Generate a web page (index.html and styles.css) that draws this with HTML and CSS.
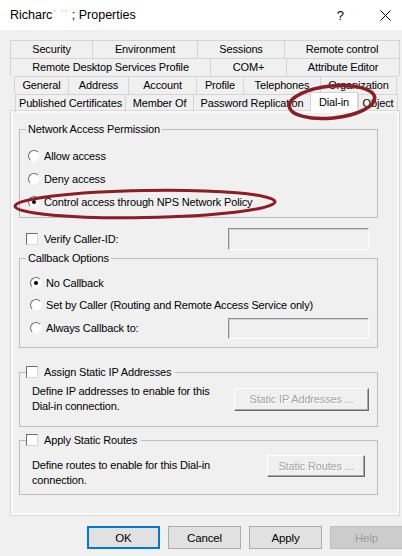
FILE: index.html
```html
<!DOCTYPE html>
<html lang="en">
<head>
    <meta charset="UTF-8">
    <meta name="viewport" content="width=device-width, initial-scale=1.0">
    <title>Properties</title>
    <link rel="stylesheet" href="styles.css">
</head>
<body>
    <div class="titlebar">
        <span class="title">Richarc<span class="smudge">ˈ ˈˈ</span> ; Properties</span>
        <span class="help-mark">?</span>
        <svg class="close" viewBox="0 0 11 11"><path d="M0.5 0.5 L10.5 10.5 M10.5 0.5 L0.5 10.5" stroke="#000" stroke-width="1" fill="none"/></svg>
    </div>

    <div class="tabs">
        <div class="tabrow row-a">
            <div class="tab">Security</div>
            <div class="tab">Environment</div>
            <div class="tab">Sessions</div>
            <div class="tab">Remote control</div>
        </div>
        <div class="tabrow row-b">
            <div class="tab">Remote Desktop Services Profile</div>
            <div class="tab">COM+</div>
            <div class="tab">Attribute Editor</div>
        </div>
        <div class="tabrow row-c">
            <div class="tab">General</div>
            <div class="tab">Address</div>
            <div class="tab">Account</div>
            <div class="tab">Profile</div>
            <div class="tab">Telephones</div>
            <div class="tab">Organization</div>
        </div>
        <div class="tabrow row-d">
            <div class="tab">Published Certificates</div>
            <div class="tab">Member Of</div>
            <div class="tab">Password Replication</div>
            <div class="tab active">Dial-in</div>
            <div class="tab">Object</div>
        </div>
    </div>

    <div class="page">
        <fieldset class="group g-access">
            <legend>Network Access Permission</legend>
            <div class="opt"><span class="radio"></span>Allow access</div>
            <div class="opt"><span class="radio"></span>Deny access</div>
            <div class="opt"><span class="radio on"></span>Control access through NPS Network Policy</div>
        </fieldset>

        <div class="caller">
            <div class="opt"><span class="check"></span>Verify Caller-ID:</div>
            <span class="field"></span>
        </div>

        <fieldset class="group g-callback">
            <legend>Callback Options</legend>
            <div class="opt"><span class="radio on"></span>No Callback</div>
            <div class="opt"><span class="radio"></span>Set by Caller (Routing and Remote Access Service only)</div>
            <div class="opt tall"><span class="radio"></span>Always Callback to:<span class="field"></span></div>
        </fieldset>

        <fieldset class="group g-ip">
            <legend><span class="check"></span>Assign Static IP Addresses</legend>
            <div class="define">
                <p>Define IP addresses to enable for this<br>Dial-in connection.</p>
                <span class="btn-off wide">Static IP Addresses ...</span>
            </div>
        </fieldset>

        <fieldset class="group g-routes">
            <legend><span class="check"></span>Apply Static Routes</legend>
            <div class="define top">
                <p>Define routes to enable for this Dial-in<br>connection.</p>
                <span class="btn-off narrow">Static Routes ...</span>
            </div>
        </fieldset>
    </div>

    <div class="actions">
        <button class="default">OK</button>
        <button>Cancel</button>
        <button>Apply</button>
        <button class="disabled">Help</button>
    </div>

    <!-- red marker rings drawn over the screenshot -->
    <svg class="marks" viewBox="0 0 402 556">
        <ellipse cx="332" cy="102" rx="43" ry="16" transform="rotate(-6 332 102)" fill="none" stroke="#8c1d24" stroke-width="3.5"/>
        <ellipse cx="145" cy="204" rx="130" ry="13.5" transform="rotate(-1 145 204)" fill="none" stroke="#8c1d24" stroke-width="3"/>
    </svg>
</body>
</html>
```

FILE: styles.css
```css
* {
    box-sizing: border-box;
}
body {
    margin: 0;
    width: 402px;
    height: 556px;
    overflow: hidden;
    position: relative;
    background-color: #f0f0f0;
    font-family: "Liberation Sans", Arial, sans-serif;
    font-size: 11px;
    letter-spacing: -0.15px;
    color: #000;
}
.titlebar {
    height: 30px;
    background-color: #fff;
    display: flex;
    align-items: center;
    padding-left: 10px;
    font-size: 12.5px;
    letter-spacing: 0;
}
.title {
    flex: 1;
}
.smudge {
    color: #b8b8b8;
}
.help-mark {
    font-size: 13px;
    margin-right: 36px;
}
.close {
    width: 11px;
    height: 11px;
    margin-right: 11px;
}

/* tab strip */
.tabs {
    padding-top: 10px;
}
.tabrow {
    display: grid;
    height: 18px;
}
.tab {
    display: flex;
    align-items: center;
    justify-content: center;
    white-space: nowrap;
    border-top: 1px solid #d5d5d5;
    border-left: 1px solid #d5d5d5;
    line-height: 17px;
}
.tab:last-child {
    border-right: 1px solid #d5d5d5;
}
.row-a {
    margin: 0 2px 0 10px;
    grid-template-columns: 82px 105px 87px 1fr;
}
.row-b {
    margin: 0 2px 0 10px;
    grid-template-columns: 200px 76px 1fr;
}
.row-c {
    margin: 0 5px 0 14px;
    grid-template-columns: 54px 60px 68px 47px 77px 1fr;
}
.row-d {
    margin: 0 4px 0 15px;
    height: 16px;
    grid-template-columns: 110px 68px 117px 48px 1fr;
}
.tab.active {
    background-color: #fff;
    margin-top: -2px;
    height: 19px;
    border-right: 1px solid #d5d5d5;
    position: relative;
    z-index: 1;
}

/* tab page */
.page {
    margin-left: 10px;
    width: 390px;
    height: 406px;
    border: 1px solid #d9d9d9;
    box-shadow: inset 0 0 0 2px #fafafa;
    padding: 11px 21px 0 8px;
}
.group {
    margin: 0;
    padding: 0 0 0 6px;
    border: 1px solid #bdbdbd;
    min-width: 0;
}
.group legend {
    padding: 0 2px;
    line-height: 14px;
    display: flex;
    align-items: center;
}
.opt {
    display: flex;
    align-items: center;
    gap: 4px;
    height: 23px;
    white-space: nowrap;
}
.g-access {
    padding-top: 8px;
    padding-bottom: 4px;
}
.g-access .opt {
    margin-left: 2px;
}
.g-callback {
    margin-top: 1px;
    padding-top: 7px;
    padding-bottom: 7px;
}
.g-callback .opt {
    margin-left: 4px;
    height: 22px;
}
.g-callback .opt.tall {
    height: 24px;
}
.g-callback .field {
    margin-left: auto;
    margin-right: 8px;
}
.caller {
    margin-top: 10px;
    height: 22px;
    display: flex;
    align-items: center;
    justify-content: space-between;
    padding-left: 7px;
}
.caller .opt {
    gap: 6px;
}
.caller .field {
    margin-right: 9px;
}
.g-ip,
.g-routes {
    padding-left: 6px;
}
.g-ip legend,
.g-routes legend {
    padding: 0 4px 0 0;
    gap: 6px;
}
.g-ip {
    margin-top: 17px;
    padding-top: 5px;
    padding-bottom: 12px;
}
.g-routes {
    margin-top: 6px;
    padding-top: 11px;
    padding-bottom: 6px;
}
.define {
    display: flex;
    align-items: center;
    justify-content: space-between;
    padding-left: 6px;
}
.define.top {
    align-items: flex-start;
}
.define p {
    margin: 0;
    line-height: 15px;
}

/* classic controls */
.radio {
    position: relative;
    flex: none;
    width: 12px;
    height: 12px;
    border-radius: 50%;
    background-color: #fff;
    border: 1px solid;
    border-color: #6a6a6a #f6f6f6 #f6f6f6 #6a6a6a;
}
.radio.on::after {
    content: "";
    position: absolute;
    left: 3px;
    top: 3px;
    width: 4px;
    height: 4px;
    border-radius: 50%;
    background-color: #000;
}
.check {
    flex: none;
    width: 12px;
    height: 12px;
    background-color: #fff;
    border: 1px solid;
    border-color: #6e6e6e #d8d8d8 #d8d8d8 #6e6e6e;
}
.field {
    display: block;
    width: 141px;
    height: 22px;
    background-color: #f0f0f0;
    border: 1px solid;
    border-color: #8c8c8c #fdfdfd #fdfdfd #8c8c8c;
    box-shadow: inset 1px 1px 0 #d4d4d4;
}
.g-callback .field {
    height: 21px;
}
.btn-off {
    display: flex;
    align-items: center;
    justify-content: center;
    height: 23px;
    color: #a3a3a3;
    text-shadow: 1px 1px 0 #fff;
    background-color: #f0f0f0;
    border: 1px solid;
    border-color: #fff #6c6c6c #6c6c6c #fff;
    box-shadow: inset -1px -1px 0 #a8a8a8;
    white-space: nowrap;
}
.btn-off.wide {
    width: 135px;
    margin-right: 8px;
}
.btn-off.narrow {
    width: 98px;
    height: 22px;
    margin-right: 12px;
    margin-top: -3px;
}

/* dialog buttons */
.actions {
    margin-top: 10px;
    margin-right: -1px;
    display: flex;
    justify-content: flex-end;
    gap: 8px;
}
.actions button {
    width: 73px;
    height: 23px;
    padding: 0;
    font-family: inherit;
    font-size: 11.5px;
    letter-spacing: -0.15px;
    color: #000;
    background-color: #e1e1e1;
    border: 1px solid #adadad;
}
.actions button.default {
    border: 2px solid #0078d7;
}
.actions button.disabled {
    background-color: #cccccc;
    border-color: #bfbfbf;
    color: #9c9c9c;
}

.marks {
    position: absolute;
    left: 0;
    top: 0;
    width: 402px;
    height: 556px;
    pointer-events: none;
}
```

════════════════════

§ **Stated task**:
Copy all lines from the data that hold the word "page".

§ **Solution**:
Generate a web page (index.html and styles.css) that draws this with HTML and CSS.
    <div class="page">
/* tab page */
.page {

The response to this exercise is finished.